* WHAT THE TASK ASKS *
Print the listing from its top line through the line containing "string; w: string;", nothing more, and leave out the pictures.

—————

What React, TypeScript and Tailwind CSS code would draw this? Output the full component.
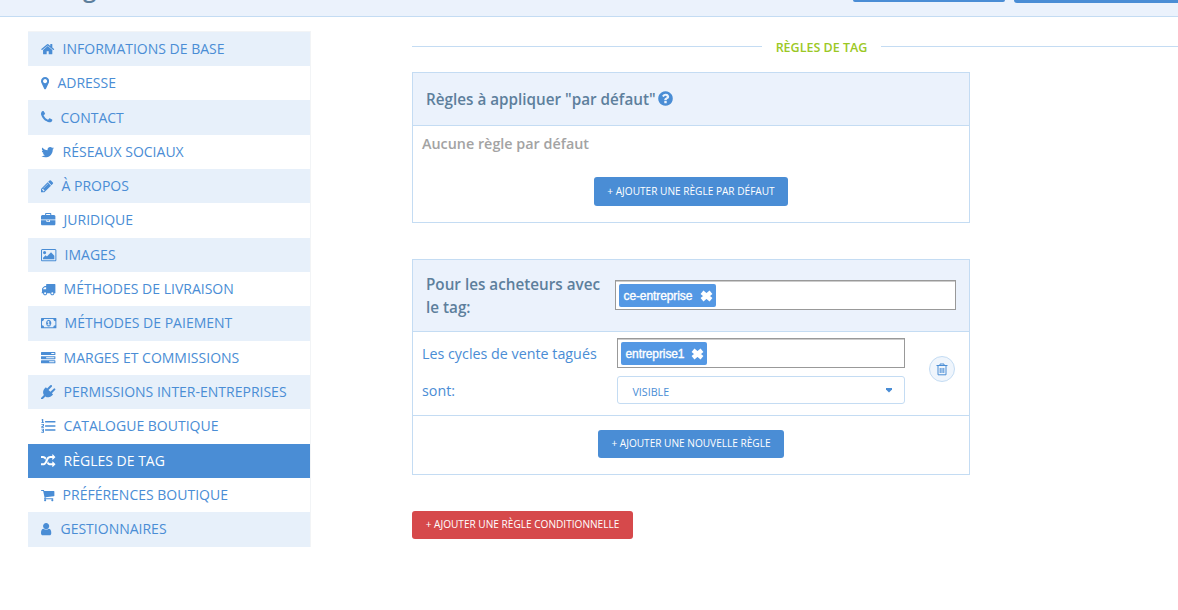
import type { ReactNode } from 'react';

type Glyph = { box: string; w: string; d: string };

// Icon outlines on a 1792-unit em, cropped to each glyph's own advance width.
const glyphs: Record<string, Glyph> = {
  home: { box: '64 0 1664 1792', w: 'w-[13.4px]', d: 'M1472 992v480q0 26-19 45t-45 19h-384v-384h-256v384h-384q-26 0-45-19t-19-45v-480q0-1 .5-3t.5-3l575-474 575 474q1 2 1 6zm223-69l-62 74q-8 9-21 11h-3q-13 0-21-7l-692-577-692 577q-12 8-24 7-13-2-21-11l-62-74q-8-10-7-23.5t11-21.5l719-599q32-26 76-26t76 26l244 204v-195q0-14 9-23t23-9h192q14 0 23 9t9 23v408l219 182q10 8 11 21.5t-7 23.5z' },
  marker: { box: '384 0 1024 1792', w: 'w-[8.2px]', d: 'M1152 640q0-106-75-181t-181-75-181 75-75 181 75 181 181 75 181-75 75-181zm256 0q0 109-33 179l-364 774q-16 33-47.5 52t-67.5 19-67.5-19-46.5-52l-365-774q-33-70-33-179 0-212 150-362t362-150 362 150 150 362z' },
  phone: { box: '192 0 1408 1792', w: 'w-[11.3px]', d: 'M1600 1240q0 27-10 70.5t-21 68.5q-21 50-122 106-94 51-186 51-27 0-53-3.5t-57.5-12.5-47-14.5-55.5-20.5-49-18q-98-35-175-83-127-79-264-216t-216-264q-48-77-83-175-3-9-18-49t-20.5-55.5-14.5-47-12.5-57.5-3.5-53q0-92 51-186 56-101 106-122 25-11 68.5-21t70.5-10q14 0 21 3 18 6 53 76 11 19 30 54t35 63.5 31 53.5q3 4 17.5 25t21.5 35.5 7 28.5q0 20-28.5 50t-62 55-62 53-28.5 46q0 9 5 22.5t8.5 20.5 14 24 11.5 19q76 137 174 235t235 174q2 1 19 11.5t24 14 20.5 8.5 22.5 5q18 0 46-28.5t53-62 55-62 50-28.5q14 0 28.5 7t35.5 21.5 25 17.5q25 15 53.5 31t63.5 35 54 30q70 35 76 53 3 7 3 21z' },
  twitter: { box: '64 0 1664 1792', w: 'w-[13.4px]', d: 'M1684 408q-67 98-162 167 1 14 1 42 0 130-38 259.5t-115.5 248.5-184.5 210.5-258 146-323 54.5q-271 0-496-145 35 4 78 4 225 0 401-138-105-2-188-64.5t-114-159.5q33 5 61 5 43 0 85-11-112-23-185.5-111.5t-73.5-205.5v-4q68 38 146 41-66-44-105-115t-39-154q0-88 44-163 121 149 294.5 238.5t371.5 99.5q-8-38-8-74 0-134 94.5-228.5t228.5-94.5q140 0 236 102 109-21 205-78-37 115-142 178 93-10 186-50z' },
  pencil: { box: '128 0 1536 1792', w: 'w-[12.3px]', d: 'M491 1536l91-91-235-235-91 91v107h128v128h107zm523-928q0-22-22-22-10 0-17 7l-542 542q-7 7-7 17 0 22 22 22 10 0 17-7l542-542q7-7 7-17zm-54-192l416 416-832 832h-416v-416zm683 96q0 53-37 90l-166 166-416-416 166-165q36-38 90-38 53 0 91 38l235 234q37 39 37 91z' },
  briefcase: { box: '0 0 1792 1792', w: 'w-[14.4px]', d: 'M640 256h512v-128h-512v128zm1152 640v480q0 66-47 113t-113 47h-1472q-66 0-113-47t-47-113v-480h672v160q0 26 19 45t45 19h320q26 0 45-19t19-45v-160h672zm-768 0v128h-256v-128h256zm768-480v384h-1792v-384q0-66 47-113t113-47h352v-160q0-40 28-68t68-28h576q40 0 68 28t28 68v160h352q66 0 113 47t47 113z' },
  image: { box: '-64 0 1920 1792', w: 'w-[15.4px]', d: 'M576 576q0 80-56 136t-136 56-136-56-56-136 56-136 136-56 136 56 56 136zm1024 384v448h-1408v-192l320-320 160 160 512-512zm96-704h-1600q-13 0-22.5 9.5t-9.5 22.5v1216q0 13 9.5 22.5t22.5 9.5h1600q13 0 22.5-9.5t9.5-22.5v-1216q0-13-9.5-22.5t-22.5-9.5zm160 32v1216q0 66-47 113t-113 47h-1600q-66 0-113-47t-47-113v-1216q0-66 47-113t113-47h1600q66 0 113 47t47 113z' },
  truck: { box: '0 0 1792 1792', w: 'w-[14.4px]', d: 'M640 1408q0-52-38-90t-90-38-90 38-38 90 38 90 90 38 90-38 38-90zm-384-512h384v-256h-158q-13 0-22 9l-195 195q-9 9-9 22v30zm1280 512q0-52-38-90t-90-38-90 38-38 90 38 90 90 38 90-38 38-90zm256-1088v1024q0 15-4 26.5t-13.5 18.5-16.5 11.5-23.5 6-22.5 2-25.5 0-22.5-.5q0 106-75 181t-181 75-181-75-75-181h-384q0 106-75 181t-181 75-181-75-75-181h-64q-3 0-22.5.5t-25.5 0-22.5-2-23.5-6-16.5-11.5-13.5-18.5-4-26.5q0-26 19-45t45-19v-320q0-8-.5-35t0-38 2.5-34.5 6.5-37 14-30.5 22.5-30l198-198q19-19 50.5-32t58.5-13h160v-192q0-26 19-45t45-19h1024q26 0 45 19t19 45z' },
  money: { box: '0 0 1920 1792', w: 'w-[15.4px]', d: 'M768 1152h384v-96h-128v-448h-114l-148 137 77 80q42-37 55-57h2v288h-128v96zm512-256q0 70-21 142t-59.5 134-101.5 101-138 39-138-39-101.5-101-59.5-134-21-142 21-142 59.5-134 101.5-101 138-39 138 39 101.5 101 59.5 134 21 142zm512 256v-512q-106 0-181-75t-75-181h-1152q0 106-75 181t-181 75v512q106 0 181 75t75 181h1152q0-106 75-181t181-75zm128-832v1152q0 26-19 45t-45 19h-1792q-26 0-45-19t-19-45v-1152q0-26 19-45t45-19h1792q26 0 45 19t19 45z' },
  tasks: { box: '0 0 1792 1792', w: 'w-[14.4px]', d: 'M1024 1408h640v-128h-640v128zm-384-512h1024v-128h-1024v128zm640-512h384v-128h-384v128zm512 832v256q0 26-19 45t-45 19h-1664q-26 0-45-19t-19-45v-256q0-26 19-45t45-19h1664q26 0 45 19t19 45zm0-512v256q0 26-19 45t-45 19h-1664q-26 0-45-19t-19-45v-256q0-26 19-45t45-19h1664q26 0 45 19t19 45zm0-512v256q0 26-19 45t-45 19h-1664q-26 0-45-19t-19-45v-256q0-26 19-45t45-19h1664q26 0 45 19t19 45z' },
  plug: { box: '0 0 1792 1792', w: 'w-[14.4px]', d: 'M1755 453q37 38 37 90.5t-37 90.5l-401 400 150 150-160 160q-163 163-389.5 186.5t-411.5-100.5l-362 362h-181v-181l362-362q-124-185-100.5-411.5t186.5-389.5l160-160 150 150 400-401q38-37 91-37t90 37 37 90.5-37 90.5l-400 401 234 234 401-400q38-37 91-37t90 37z' },
  list: { box: '0 0 1792 1792', w: 'w-[14.4px]', d: 'M512 256h1280v192h-1280zM512 768h1280v192h-1280zM512 1280h1280v192h-1280zM60 90l100-90h120v400h90v100h-330v-100h90v-240l-50 40zM40 620h330v270l-180 100h180v110h-340v-170l210-130v-80h-200zM40 1200h330v500h-330v-100h200v-100h-130v-100h130v-100h-200z' },
  random: { box: '0 0 1792 1792', w: 'w-[14.4px]', d: 'M666 481q-60 92-137 273-22-45-37-72.5t-40.5-63.5-51-56.5-63-35-81.5-14.5h-224q-14 0-23-9t-9-23v-192q0-14 9-23t23-9h224q250 0 410 225zm1126 799q0 14-9 23l-320 320q-9 9-23 9-13 0-22.5-9.5t-9.5-22.5v-192q-32 0-85 .5t-81 1-73-1-71-5-64-10.5-63-18.5-58-28.5-59-40-55-53.5-56-69.5q59-93 136-273 22 45 37 72.5t40.5 63.5 51 56.5 63 35 81.5 14.5h256v-192q0-14 9-23t23-9q12 0 24 10l319 319q9 9 9 23zm0-896q0 14-9 23l-320 320q-9 9-23 9-13 0-22.5-9.5t-9.5-22.5v-192h-256q-48 0-87 15t-69 45-51 61.5-45 77.5q-32 62-78 171-29 66-49.5 111t-54 105-64 100-74 83-90 68.5-106.5 42-128 16.5h-224q-14 0-23-9t-9-23v-192q0-14 9-23t23-9h224q48 0 87-15t69-45 51-61.5 45-77.5q32-62 78-171 29-66 49.5-111t54-105 64-100 74-83 90-68.5 106.5-42 128-16.5h256v-192q0-14 9-23t23-9q12 0 24 10l319 319q9 9 9 23z' },
  cart: { box: '64 0 1664 1792', w: 'w-[13.4px]', d: 'M704 1536q0 52-38 90t-90 38-90-38-38-90 38-90 90-38 90 38 38 90zm896 0q0 52-38 90t-90 38-90-38-38-90 38-90 90-38 90 38 38 90zm128-1088v512q0 24-16.5 42.5t-40.5 21.5l-1044 122q13 60 13 70 0 16-24 64h920q26 0 45 19t19 45-19 45-45 19h-1024q-26 0-45-19t-19-45q0-11 8-31.5t16-36 21.5-40 15.5-29.5l-177-823h-204q-26 0-45-19t-19-45 19-45 45-19h256q16 0 28.5 6.5t19.5 15.5 13 24.5 8 26 5.5 29.5 4.5 26h1201q26 0 45 19t19 45z' },
  user: { box: '256 0 1408 1792', w: 'w-[11.3px]', d: 'M1536 1399q0 109-62.5 187t-150.5 78h-854q-88 0-150.5-78t-62.5-187q0-85 8.5-160.5t31.5-152 58.5-131 94-89 134.5-34.5q131 128 313 128t313-128q76 0 134.5 34.5t94 89 58.5 131 31.5 152 8.5 160.5zm-256-887q0 159-112.5 271.5t-271.5 112.5-271.5-112.5-112.5-271.5 112.5-271.5 271.5-112.5 271.5 112.5 112.5 271.5z' },
  help: { box: '128 0 1536 1792', w: 'w-[15px]', d: 'M1024 1376v-192q0-14-9-23t-23-9h-192q-14 0-23 9t-9 23v192q0 14 9 23t23 9h192q14 0 23-9t9-23zm256-672q0-88-55.5-163t-138.5-116-170-41q-243 0-371 213-15 24 8 42l132 100q7 6 19 6 16 0 25-12 53-68 86-92 34-24 86-24 48 0 85.5 26t37.5 59q0 38-20 61t-68 45q-63 28-115.5 86.5t-52.5 125.5v36q0 14 9 23t23 9h192q14 0 23-9t9-23q0-19 21.5-49.5t54.5-49.5q32-18 49-28.5t46-35 44.5-48 28-60.5 12.5-81zm384 192q0 209-103 385.5t-279.5 279.5-385.5 103-385.5-103-279.5-279.5-103-385.5 103-385.5 279.5-279.5 385.5-103 385.5 103 279.5 279.5 103 385.5z' },
};

function Icon({ name, size = 'h-[14.4px]' }: { name: string; size?: string }) {
  const g = glyphs[name];
  return (
    <svg viewBox={g.box} className={`${size} ${g.w} shrink-0`} fill="currentColor" aria-hidden="true">
      <path d={g.d} />
    </svg>
  );
}

const menu = [
  ['home', 'INFORMATIONS DE BASE'],
  ['marker', 'ADRESSE'],
  ['phone', 'CONTACT'],
  ['twitter', 'RÉSEAUX SOCIAUX'],
  ['pencil', 'À PROPOS'],
  ['briefcase', 'JURIDIQUE'],
  ['image', 'IMAGES'],
  ['truck', 'MÉTHODES DE LIVRAISON'],
  ['money', 'MÉTHODES DE PAIEMENT'],
  ['tasks', 'MARGES ET COMMISSIONS'],
  ['plug', 'PERMISSIONS INTER-ENTREPRISES'],
  ['list', 'CATALOGUE BOUTIQUE'],
  ['random', 'RÈGLES DE TAG'],
  ['cart', 'PRÉFÉRENCES BOUTIQUE'],
  ['user', 'GESTIONNAIRES'],
];

function Sidebar() {
  return (
    <nav className="mt-[13.7px] ml-7 h-[516px] w-[283px] shrink-0 border-t border-r border-[#f2f4f6]">
      {menu.map(([icon, label], i) => {
        const tone =
          label === 'RÈGLES DE TAG' ? 'bg-[#4a8dd5] text-white' : i % 2 === 0 ? 'bg-[#e7f0fa] text-[#4a8dd5]' : 'text-[#4a8dd5]';
        return (
          <a key={label} className={`flex h-[34.33px] items-center gap-[7.9px] pb-px pl-[13.3px] text-[14px] whitespace-nowrap ${tone}`}>
            <span className="flex pt-px"><Icon name={icon} /></span>
            <span>{label}</span>
          </a>
        );
      })}
    </nav>
  );
}

function Button({ children, className }: { children: ReactNode; className: string }) {
  return (
    <button className={`flex items-center justify-center rounded-[3px] text-[10.1px] font-medium whitespace-nowrap text-white ${className}`}>
      {children}
    </button>
  );
}

function TagField({ tag, className, tagClass }: { tag: string; className: string; tagClass: string }) {
  return (
    <div className={`flex h-[30px] items-center border border-[#999] bg-white pl-[3px] shadow-[inset_0_1px_0_#ccc] ${className}`}>
      <span className={`mt-px flex h-[23px] items-center justify-between rounded-[2px] bg-[#5498e4] pr-[3px] pl-[4.5px] text-white ${tagClass}`}>
        <span className="pt-px font-['Liberation_Sans',Arial,sans-serif] text-[12px] tracking-[-0.1px] [-webkit-text-stroke:0.35px_white]">{tag}</span>
        <svg viewBox="0 0 13 12" className="h-3 w-[13px]" aria-hidden="true">
          <path d="M2 2.2L11 9.8M11 2.2L2 9.8" stroke="currentColor" strokeWidth="4.4" />
        </svg>
      </span>
    </div>
  );
}

export default function App() {
  return (
    <div className="h-[610px] w-[1178px] overflow-hidden bg-white font-['Open_Sans',sans-serif]">
      <header className="flex h-[17px] items-start overflow-hidden border-b border-[#c4dcf3] bg-[#ebf2fc] text-[#5d7f9c]">
        <span className="-mt-[25px] ml-[83px] w-[770px] shrink-0 text-[24px] leading-[26px] font-semibold">g</span>
        <div className="h-[2px] w-[152px] shrink-0 rounded-b-[3px] bg-[#4a8dd5]" />
        <div className="ml-[9px] h-[3px] w-[173px] shrink-0 rounded-bl-[3px] bg-[#4a8dd5]" />
      </header>
      <div className="flex">
        <Sidebar />
        <main className="ml-[101px] w-[766px] shrink-0">
          <div className="mt-[19px] flex h-5 items-center">
            <div className="h-px w-[350px] bg-[#c4dcf3]" />
            <h2 className="w-[119px] pt-[3px] text-center text-[12.5px] leading-5 font-semibold text-[#9bc824]">RÈGLES DE TAG</h2>
            <div className="h-px flex-1 bg-[#c4dcf3]" />
          </div>

          <section className="mt-4 h-[151px] w-[558px] border border-[#c4dcf3]">
            <div className="flex h-[53px] items-center gap-[2.5px] border-b border-[#c4dcf3] bg-[#ebf2fc] pl-[13px] text-[15.25px] font-semibold text-[#5d7f9c]">
              <span>Règles à appliquer "par défaut"</span>
              <span className="flex pb-px text-[#4a8dd5]"><Icon name="help" size="h-[17px]" /></span>
            </div>
            <p className="pt-[6px] pl-[9px] text-[14.35px] leading-[23px] font-semibold text-[#a3a3a3]">Aucune règle par défaut</p>
            <Button className="mx-auto mt-[22px] h-[29px] w-[194px] bg-[#4a8dd5]">+ AJOUTER UNE RÈGLE PAR DÉFAUT</Button>
          </section>

          <section className="mt-9 h-[216px] w-[558px] border border-[#c4dcf3]">
            <div className="flex h-[72px] items-center border-b border-[#c4dcf3] bg-[#ebf2fc] pb-px pl-[13px]">
              <div className="w-[189px] pt-[2px] text-[15.25px] leading-[23px] font-semibold whitespace-nowrap text-[#5d7f9c]">
                Pour les acheteurs avec<br />le tag:
              </div>
              <TagField tag="ce-entreprise" className="w-[341px]" tagClass="w-[97px]" />
            </div>
            <div className="flex h-[84px] border-b border-[#c4dcf3] pl-[9px]">
              <div className="w-[195px] pt-[3px] text-[14.3px] leading-[37px] text-[#4a8dd5]">
                Les cycles de vente tagués<br />sont:
              </div>
              <div className="w-[288px] pt-[6px]">
                <TagField tag="entreprise1" className="w-[288px]" tagClass="w-[86px]" />
                <div className="mt-2 flex h-7 items-center justify-between rounded-[3px] border border-[#c4dcf3] pr-[11px] pl-[14.5px] text-[10.7px] text-[#4a8dd5]">
                  <span className="pt-1">VISIBLE</span>
                  <svg viewBox="0 0 8 5" className="h-[5px] w-2" fill="currentColor" aria-hidden="true"><path d="M1 0H7V1.5L4 4.5L1 1.5z" /></svg>
                </div>
              </div>
              <button className="mt-6 ml-6 flex size-[26px] items-center justify-center rounded-full border border-[#c4dcf3] bg-[#eff5fc] text-[#4a8dd5]">
                <svg viewBox="0 0 12 13" className="h-[13px] w-3" fill="none" stroke="currentColor" aria-hidden="true">
                  <path d="M.5 2.5h11M4 2.5V1h4v1.5M2 2.5v9.3h8V2.5M4.2 5v5M6 5v5M7.8 5v5" />
                </svg>
              </button>
            </div>
            <Button className="mx-auto mt-[14px] h-7 w-[186px] bg-[#4a8dd5]">+ AJOUTER UNE NOUVELLE RÈGLE</Button>
          </section>

          <Button className="mt-9 h-7 w-[221px] bg-[#d6494b]">+ AJOUTER UNE RÈGLE CONDITIONNELLE</Button>
        </main>
      </div>
    </div>
  );
}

—————

* ANSWER TO THE EXERCISE *
What React, TypeScript and Tailwind CSS code would draw this? Output the full component.
import type { ReactNode } from 'react';

type Glyph = { box: string; w: string; d: string };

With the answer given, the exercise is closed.